Morgan choir fills Grand Hall with versatility and wonder

Spirituals, Russian music have those in audience singing choristers' praises

St. Petersburg, 2004

January 08, 2004|By Tim Smith | Tim Smith,SUN MUSIC CRITIC

ST. PETERSBURG, Russia - The Morgan State University Choir had the whole audience in its hands last night at the Grand Hall of the Philharmonia, a regal room that has welcomed a lot of great music and music-makers since the 1830s. But this was the first time an African-American chorus and the embracing sounds of venerable spirituals and contemporary gospel songs filled the place.

"This concert is so unusual for us," said Dmitri Izotov, a young Russian who listened intently along the side of the well-filled hall. During the first half of the program, which included "Swing Low, Sweet Chariot" and "Elijah Rock," Izotov said (through an interpreter) that he felt a strong temptation: "When we listened to the traditional American spirituals, we fell in love with these singers. I wanted to dance. I think everybody wanted to dance with the music. But we knew we couldn't do this. We had to be still."

Well, not entirely. It didn't take long before the infectious rhythms of the music and the choir's incisive phrasing, especially when the style kicked up a notch to gospel, had the audience clapping along. Loudly leading that accompaniment with a broad smile was Yuri Temirkanov, who had invited the ensemble to St. Petersburg to participate in his International Winter Festival, Arts Square. "This was a very great concert, very great," he said during a post-performance reception where he was besieged by choristers wanting to get their pictures taken with him.

(Health report: Temirkanov, dogged by a bad cold, seems to have rounded the corner. Although he canceled his first appearances of the new year with the Baltimore Symphony Orchestra this weekend, he is expected to be back on the Meyerhoff Hall podium next week.)

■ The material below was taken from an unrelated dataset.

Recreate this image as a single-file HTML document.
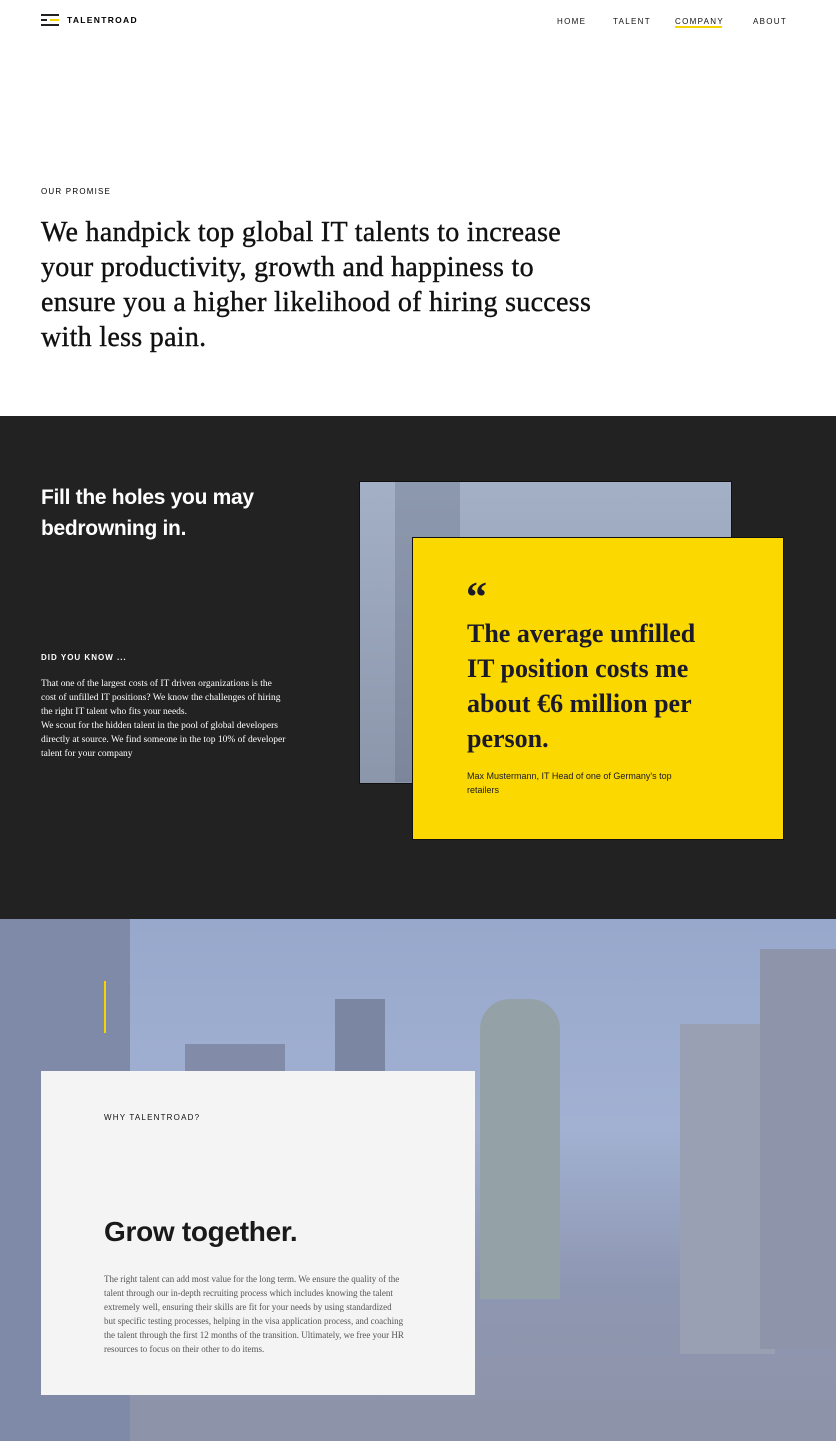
<!DOCTYPE html>
<html><head><meta charset="utf-8"><style>
*{margin:0;padding:0;box-sizing:border-box}
body{width:836px;height:1441px;overflow:hidden;background:#fff;font-family:"Liberation Sans",sans-serif;position:relative}
.a{position:absolute}
.serif{font-family:"Liberation Serif",serif}
nav span{position:absolute;top:17px;font-size:8px;letter-spacing:1.3px;color:#111}
</style></head><body>
<div class="a" style="left:41px;top:14px;width:18px;height:2px;background:#222"></div>
<div class="a" style="left:41px;top:19px;width:6px;height:2px;background:#222"></div>
<div class="a" style="left:50px;top:19px;width:9px;height:2px;background:#f5d400"></div>
<div class="a" style="left:41px;top:24px;width:18px;height:2px;background:#222"></div>
<div class="a" style="left:67px;top:15px;font-size:8.5px;font-weight:bold;letter-spacing:1.3px">TALENTROAD</div>
<nav><span style="left:557px">HOME</span><span style="left:613px">TALENT</span><span style="left:675px">COMPANY</span><span style="left:753px">ABOUT</span></nav>
<div class="a" style="left:675px;top:26px;width:47px;height:2px;background:#f5d400"></div>
<div class="a" style="left:41px;top:187px;font-size:8px;letter-spacing:1.2px">OUR PROMISE</div>
<div class="a serif" style="left:41px;top:215px;width:575px;font-size:28px;line-height:35px;color:#111;letter-spacing:0.3px;-webkit-text-stroke:0.4px #111">We handpick top global IT talents to increase your productivity, growth and happiness to ensure you a higher likelihood of hiring success with less pain.</div>

<div class="a" style="left:0;top:416px;width:836px;height:503px;background:#222"></div>
<div class="a" style="left:41px;top:482px;width:260px;font-size:21px;font-weight:bold;line-height:31px;color:#fff;letter-spacing:-0.3px">Fill the holes you may bedrowning in.</div>
<div class="a" style="left:41px;top:653px;font-size:8px;font-weight:bold;letter-spacing:1px;color:#fff">DID YOU KNOW ...</div>
<div class="a serif" style="left:41px;top:677px;width:245px;font-size:9.5px;line-height:14px;color:#fff">That one of the largest costs of IT driven organizations is the cost of unfilled IT positions? We know the challenges of hiring the right IT talent who fits your needs.<br>We scout for the hidden talent in the pool of global developers directly at source. We find someone in the top 10% of developer talent for your company</div>
<div class="a" style="left:359px;top:481px;width:373px;height:303px;background:linear-gradient(180deg,#a3b0c6,#8c96ab);border:1px solid #111"></div>
<div class="a" style="left:395px;top:482px;width:65px;height:300px;background:rgba(90,100,120,.3)"></div>
<div class="a" style="left:412px;top:537px;width:372px;height:303px;background:#fad800;border:1px solid #111"></div>
<div class="a serif" style="left:466px;top:578px;font-size:42px;font-weight:bold;color:#1a1a2a;line-height:40px">“</div>
<div class="a serif" style="left:467px;top:616px;width:255px;font-size:26px;font-weight:bold;line-height:35px;color:#1a1a2a">The average unfilled IT position costs me about €6 million per person.</div>
<div class="a" style="left:467px;top:769px;width:212px;font-size:9px;line-height:14px;color:#1a1a2a">Max Mustermann, IT Head of one of Germany's top retailers</div>

<div class="a" style="left:0;top:919px;width:836px;height:522px;background:linear-gradient(180deg,#97a8cc 0%,#a2b1d2 40%,#8e97b2 70%,#8d93a8 100%);overflow:hidden">
<div class="a" style="left:0;top:0;width:130px;height:522px;background:#7f8aa8"></div>
<div class="a" style="left:480px;top:80px;width:80px;height:300px;background:#94a2a8;border-radius:30px 30px 0 0"></div>
<div class="a" style="left:680px;top:105px;width:95px;height:330px;background:#9aa0b3"></div>
<div class="a" style="left:760px;top:30px;width:76px;height:400px;background:#8e95ab"></div>
<div class="a" style="left:335px;top:80px;width:50px;height:100px;background:#7b86a3"></div>
<div class="a" style="left:185px;top:125px;width:100px;height:60px;background:#828ca8"></div>
</div>
<div class="a" style="left:104px;top:981px;width:2px;height:52px;background:#f5d400"></div>
<div class="a" style="left:41px;top:1071px;width:434px;height:324px;background:#f4f4f4"></div>
<div class="a" style="left:104px;top:1113px;font-size:8px;letter-spacing:1.2px;color:#111">WHY TALENTROAD?</div>
<div class="a" style="left:104px;top:1216px;font-size:28px;font-weight:bold;color:#1a1a1a;letter-spacing:-0.3px">Grow together.</div>
<div class="a serif" style="left:104px;top:1272px;width:300px;font-size:9px;line-height:14px;color:#555">The right talent can add most value for the long term. We ensure the quality of the talent through our in-depth recruiting process which includes knowing the talent extremely well, ensuring their skills are fit for your needs by using standardized but specific testing processes, helping in the visa application process, and coaching the talent through the first 12 months of the transition. Ultimately, we free your HR resources to focus on their other to do items.</div>
</body></html>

Sporting a distinctive variation on formal concert dress - white ruffles and tails (with a subtle, sequined trim) - Nathan Carter put his choir through its well-drilled paces in a program designed to demonstrate versatility. "While I wanted primarily to present music of our heritage," he said, "I also included a couple numbers to show our versatility."

The first opportunity for that demonstration came in the first half, when the chorus followed a richly arranged group of spirituals with excerpts from one of the monuments of Russian a cappella choral literature, Rachmaninoff's Vespers. It was a new experience for the choristers to learn a piece in the far-from-easy Russian language. (Temirkanov pronounced their pronunciation "very good.")

Aided by a bass section capable of successfully diving down to the subterranean notes required by the Vespers and the startlingly pure-toned voice of solo countertenor Cortez Mitchell, the choir made quite an impression with this gesture to the hometown crowd. "The Rachmaninoff was perfect," Izotov said. "It is such a pleasure for us that these Americans would learn Russian music for this tour."

The first of the evening's four encores was also in Russian - a folk song sung directly to Temirkanov, invited to the stage by Carter for a hearty round of cheers from the chorus. The crowd ate it up, clapping along in time to the jaunty tune of "The Snow-Ball Tree."

And there was even more Russian music in the regular program, though not in any conventional manner. Darin Atwater, the Baltimore-based conductor and composer, created two new gospel songs for the choir's debut in this country. One was affectingly spun out of Rachmaninoff's soulful Vocalise, the other out of a muscular theme from Tchaikovsky's Fifth Symphony. Both provided brilliant, if unlikely, reinforcement of the message of this year's festival - musical bonds between Russia and America.

"This is a wonderful choir that touches our souls," Alexander Uteshev, a professor at the St. Petersburg Theatre Arts Academy, said through an interpreter. "They have a very unique approach to all kinds of music. And Nathan Carter's conducting is masterful."

Backstage after the performance, weary Morgan singer Leah Brown finally had a chance to sit down. "It was a great night," she said, "but wearing comfortable shoes is the key."

She appeared revived at the reception, where mingling with the choristers and the Baltimore delegation were several young Russians. (All the other festival audiences attracted young people. Going by looks alone, each crowd had a much lower median age than any encountered at regular BSO performances, with remarkably few gray-haired listeners - assuming that St. Petersburg is not the hair dye capital of Russia.)

Mikhail Yevlanov was one of those young listeners, and one more accustomed to attending pop music concerts. "It's the first time I ever heard anything like this," he said through an interpreter. "It's a great thing that African-American people have come here. We almost never see them in our country. There are a lot of prejudiced people in Russia, unfortunately. Theirs is a totally different culture from ours, and we have much to learn about them. We need to have more contact with them."

That kind of reaction would be music to Carter's ears. "What matters most in the end is that we communicated with people," he said. "Something happened out there, and that's what we're about. I was moved myself."

After taking in the eye-boggling Hermitage museum today, the Morgan choir heads back to Baltimore tomorrow.